■ TASK TO CARRY OUT
Please write out the lines of the data exactly, beginning with the first and ending with the line containing "const [value, setValue] = useState('');"; leave the pictures behind.

■ DATASET SECTION
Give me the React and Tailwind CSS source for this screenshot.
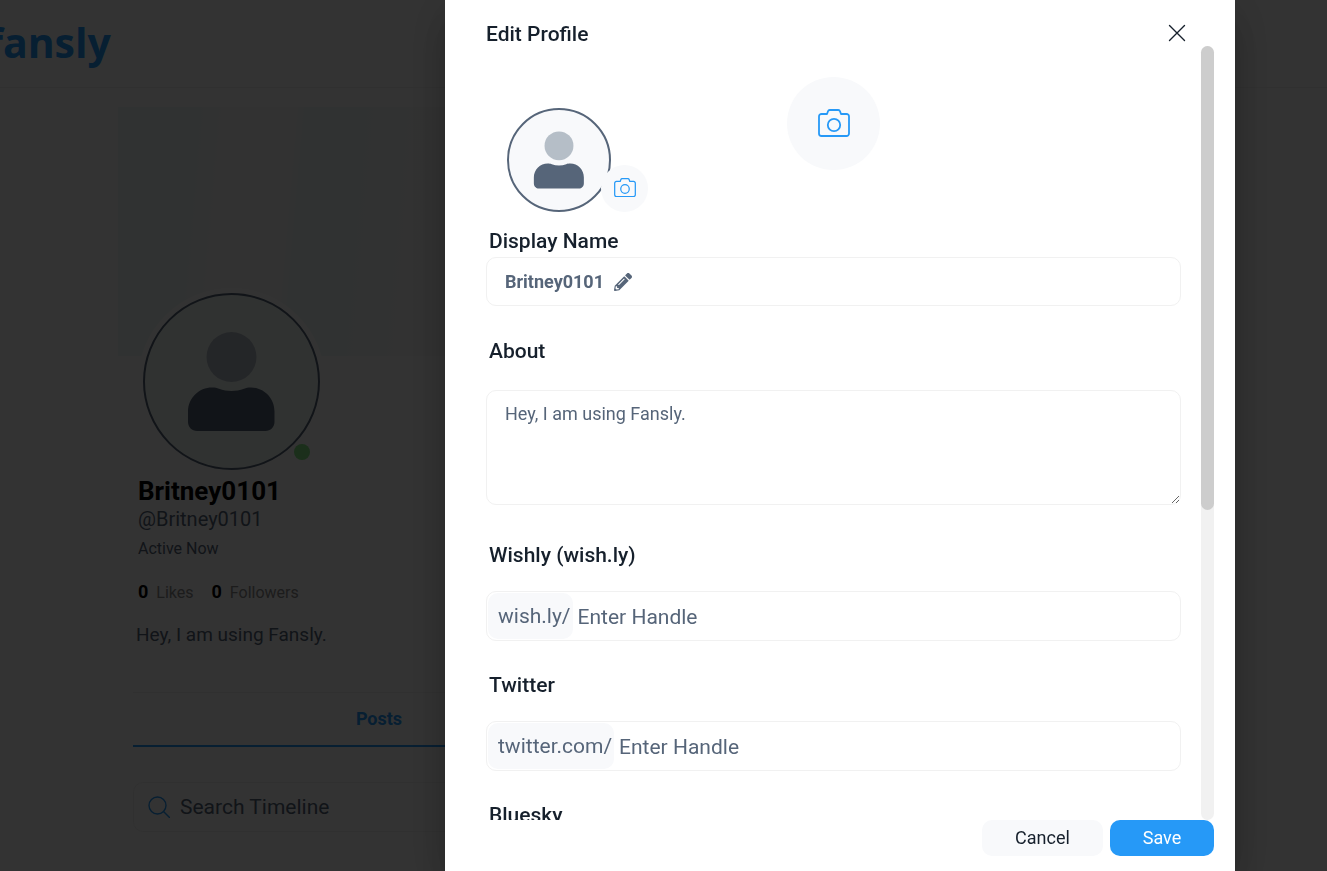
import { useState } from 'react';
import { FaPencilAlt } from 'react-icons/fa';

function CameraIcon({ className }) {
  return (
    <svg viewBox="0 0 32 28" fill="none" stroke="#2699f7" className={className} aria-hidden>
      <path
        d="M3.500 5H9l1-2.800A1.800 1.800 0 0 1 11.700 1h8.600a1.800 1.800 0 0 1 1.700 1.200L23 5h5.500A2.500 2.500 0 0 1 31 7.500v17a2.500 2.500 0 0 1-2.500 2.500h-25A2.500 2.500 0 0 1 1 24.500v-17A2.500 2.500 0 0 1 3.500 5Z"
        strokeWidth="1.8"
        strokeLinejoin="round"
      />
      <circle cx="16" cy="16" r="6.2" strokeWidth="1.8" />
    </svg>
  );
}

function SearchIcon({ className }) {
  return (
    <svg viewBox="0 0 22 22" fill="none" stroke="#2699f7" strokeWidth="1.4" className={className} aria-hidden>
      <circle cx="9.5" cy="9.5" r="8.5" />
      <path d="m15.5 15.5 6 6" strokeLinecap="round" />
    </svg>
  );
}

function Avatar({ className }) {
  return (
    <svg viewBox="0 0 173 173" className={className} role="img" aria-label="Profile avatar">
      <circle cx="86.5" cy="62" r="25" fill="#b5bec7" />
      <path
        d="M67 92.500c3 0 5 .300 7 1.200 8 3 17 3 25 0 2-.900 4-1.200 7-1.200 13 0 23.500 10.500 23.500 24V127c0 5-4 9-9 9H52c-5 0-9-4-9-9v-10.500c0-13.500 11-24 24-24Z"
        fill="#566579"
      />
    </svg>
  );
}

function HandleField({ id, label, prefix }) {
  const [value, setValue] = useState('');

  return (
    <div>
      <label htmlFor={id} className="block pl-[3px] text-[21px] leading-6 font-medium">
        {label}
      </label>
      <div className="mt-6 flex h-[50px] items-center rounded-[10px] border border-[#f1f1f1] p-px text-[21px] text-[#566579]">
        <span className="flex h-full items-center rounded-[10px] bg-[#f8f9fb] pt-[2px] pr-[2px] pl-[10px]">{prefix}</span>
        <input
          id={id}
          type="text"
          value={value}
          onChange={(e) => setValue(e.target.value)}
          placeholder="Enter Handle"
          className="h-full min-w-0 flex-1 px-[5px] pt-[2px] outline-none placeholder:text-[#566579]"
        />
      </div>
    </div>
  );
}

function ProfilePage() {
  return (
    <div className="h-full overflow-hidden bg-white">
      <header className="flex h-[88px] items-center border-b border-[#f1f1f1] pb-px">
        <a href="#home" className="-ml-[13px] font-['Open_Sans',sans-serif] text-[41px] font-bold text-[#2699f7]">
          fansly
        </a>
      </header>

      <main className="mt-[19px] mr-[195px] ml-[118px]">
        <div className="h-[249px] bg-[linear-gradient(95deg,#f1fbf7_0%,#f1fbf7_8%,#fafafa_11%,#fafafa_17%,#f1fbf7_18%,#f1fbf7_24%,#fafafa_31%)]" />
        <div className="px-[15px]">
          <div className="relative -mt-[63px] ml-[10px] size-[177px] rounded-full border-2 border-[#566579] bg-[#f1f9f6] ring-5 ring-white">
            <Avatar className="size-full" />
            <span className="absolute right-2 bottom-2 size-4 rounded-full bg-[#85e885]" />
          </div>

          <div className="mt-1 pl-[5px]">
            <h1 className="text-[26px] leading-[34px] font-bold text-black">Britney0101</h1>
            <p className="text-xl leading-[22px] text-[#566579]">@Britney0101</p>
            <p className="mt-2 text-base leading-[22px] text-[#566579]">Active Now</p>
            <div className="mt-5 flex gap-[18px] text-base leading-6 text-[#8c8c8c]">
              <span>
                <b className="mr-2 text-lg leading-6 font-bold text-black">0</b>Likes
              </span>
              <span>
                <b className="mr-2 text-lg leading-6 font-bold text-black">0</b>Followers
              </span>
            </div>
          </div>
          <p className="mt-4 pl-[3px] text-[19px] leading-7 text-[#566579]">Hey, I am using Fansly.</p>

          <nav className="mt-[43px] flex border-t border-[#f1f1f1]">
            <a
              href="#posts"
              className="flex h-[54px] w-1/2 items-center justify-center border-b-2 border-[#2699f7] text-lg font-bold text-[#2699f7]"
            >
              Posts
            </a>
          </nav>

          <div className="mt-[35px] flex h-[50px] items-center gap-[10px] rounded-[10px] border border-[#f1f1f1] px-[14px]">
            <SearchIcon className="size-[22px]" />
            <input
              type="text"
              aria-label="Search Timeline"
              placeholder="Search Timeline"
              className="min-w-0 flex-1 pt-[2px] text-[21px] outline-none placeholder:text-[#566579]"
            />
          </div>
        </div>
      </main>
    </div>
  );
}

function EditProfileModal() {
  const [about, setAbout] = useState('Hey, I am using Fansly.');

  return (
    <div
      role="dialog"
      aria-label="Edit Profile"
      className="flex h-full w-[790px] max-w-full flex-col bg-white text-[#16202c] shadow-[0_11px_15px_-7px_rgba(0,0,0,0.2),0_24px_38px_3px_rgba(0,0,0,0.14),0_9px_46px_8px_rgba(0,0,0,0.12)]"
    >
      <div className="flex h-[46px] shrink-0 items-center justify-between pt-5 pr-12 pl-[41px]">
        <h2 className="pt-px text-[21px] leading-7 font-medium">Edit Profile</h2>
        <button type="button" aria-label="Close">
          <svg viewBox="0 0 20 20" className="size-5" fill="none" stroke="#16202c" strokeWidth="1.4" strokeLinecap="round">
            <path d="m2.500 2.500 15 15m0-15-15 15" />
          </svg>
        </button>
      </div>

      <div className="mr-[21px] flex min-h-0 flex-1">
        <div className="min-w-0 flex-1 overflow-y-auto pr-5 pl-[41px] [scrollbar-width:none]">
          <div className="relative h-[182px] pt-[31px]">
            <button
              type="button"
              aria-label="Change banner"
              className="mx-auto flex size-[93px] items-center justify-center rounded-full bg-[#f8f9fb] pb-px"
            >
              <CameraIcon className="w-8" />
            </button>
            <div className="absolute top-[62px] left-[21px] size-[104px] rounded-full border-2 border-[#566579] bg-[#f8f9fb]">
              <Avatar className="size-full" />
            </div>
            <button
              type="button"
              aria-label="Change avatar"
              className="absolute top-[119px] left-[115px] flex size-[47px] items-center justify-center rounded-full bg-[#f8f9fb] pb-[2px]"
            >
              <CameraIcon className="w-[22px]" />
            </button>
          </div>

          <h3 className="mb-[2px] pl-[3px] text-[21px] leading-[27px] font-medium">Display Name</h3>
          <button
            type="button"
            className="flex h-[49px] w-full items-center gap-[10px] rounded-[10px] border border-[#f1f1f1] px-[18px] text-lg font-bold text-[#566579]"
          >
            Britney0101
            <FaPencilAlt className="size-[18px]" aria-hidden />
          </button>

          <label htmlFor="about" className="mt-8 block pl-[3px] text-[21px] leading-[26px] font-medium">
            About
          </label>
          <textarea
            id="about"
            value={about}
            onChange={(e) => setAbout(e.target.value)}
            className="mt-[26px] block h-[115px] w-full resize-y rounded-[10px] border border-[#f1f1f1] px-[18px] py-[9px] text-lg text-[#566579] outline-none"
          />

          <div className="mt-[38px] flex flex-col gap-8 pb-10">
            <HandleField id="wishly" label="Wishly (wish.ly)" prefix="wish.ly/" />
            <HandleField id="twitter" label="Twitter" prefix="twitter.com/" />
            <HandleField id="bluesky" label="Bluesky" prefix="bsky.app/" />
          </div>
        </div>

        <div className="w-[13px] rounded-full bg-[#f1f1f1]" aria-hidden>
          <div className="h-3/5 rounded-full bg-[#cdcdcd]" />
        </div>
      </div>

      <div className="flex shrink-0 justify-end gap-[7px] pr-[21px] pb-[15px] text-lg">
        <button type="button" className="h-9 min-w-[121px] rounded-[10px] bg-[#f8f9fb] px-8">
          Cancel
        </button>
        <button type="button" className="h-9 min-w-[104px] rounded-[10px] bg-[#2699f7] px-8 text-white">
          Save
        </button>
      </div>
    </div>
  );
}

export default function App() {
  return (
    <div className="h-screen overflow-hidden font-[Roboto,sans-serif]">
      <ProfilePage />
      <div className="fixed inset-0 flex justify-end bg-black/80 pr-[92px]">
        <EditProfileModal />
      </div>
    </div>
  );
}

■ WRITTEN REPLY
Give me the React and Tailwind CSS source for this screenshot.
import { useState } from 'react';
import { FaPencilAlt } from 'react-icons/fa';

function CameraIcon({ className }) {
  return (
    <svg viewBox="0 0 32 28" fill="none" stroke="#2699f7" className={className} aria-hidden>
      <path
        d="M3.500 5H9l1-2.800A1.800 1.800 0 0 1 11.700 1h8.600a1.800 1.800 0 0 1 1.700 1.200L23 5h5.500A2.500 2.500 0 0 1 31 7.500v17a2.500 2.500 0 0 1-2.500 2.500h-25A2.500 2.500 0 0 1 1 24.500v-17A2.500 2.500 0 0 1 3.500 5Z"
        strokeWidth="1.8"
        strokeLinejoin="round"
      />
      <circle cx="16" cy="16" r="6.2" strokeWidth="1.8" />
    </svg>
  );
}

function SearchIcon({ className }) {
  return (
    <svg viewBox="0 0 22 22" fill="none" stroke="#2699f7" strokeWidth="1.4" className={className} aria-hidden>
      <circle cx="9.5" cy="9.5" r="8.5" />
      <path d="m15.5 15.5 6 6" strokeLinecap="round" />
    </svg>
  );
}

function Avatar({ className }) {
  return (
    <svg viewBox="0 0 173 173" className={className} role="img" aria-label="Profile avatar">
      <circle cx="86.5" cy="62" r="25" fill="#b5bec7" />
      <path
        d="M67 92.500c3 0 5 .300 7 1.200 8 3 17 3 25 0 2-.900 4-1.200 7-1.200 13 0 23.500 10.500 23.500 24V127c0 5-4 9-9 9H52c-5 0-9-4-9-9v-10.500c0-13.500 11-24 24-24Z"
        fill="#566579"
      />
    </svg>
  );
}

function HandleField({ id, label, prefix }) {
  const [value, setValue] = useState('');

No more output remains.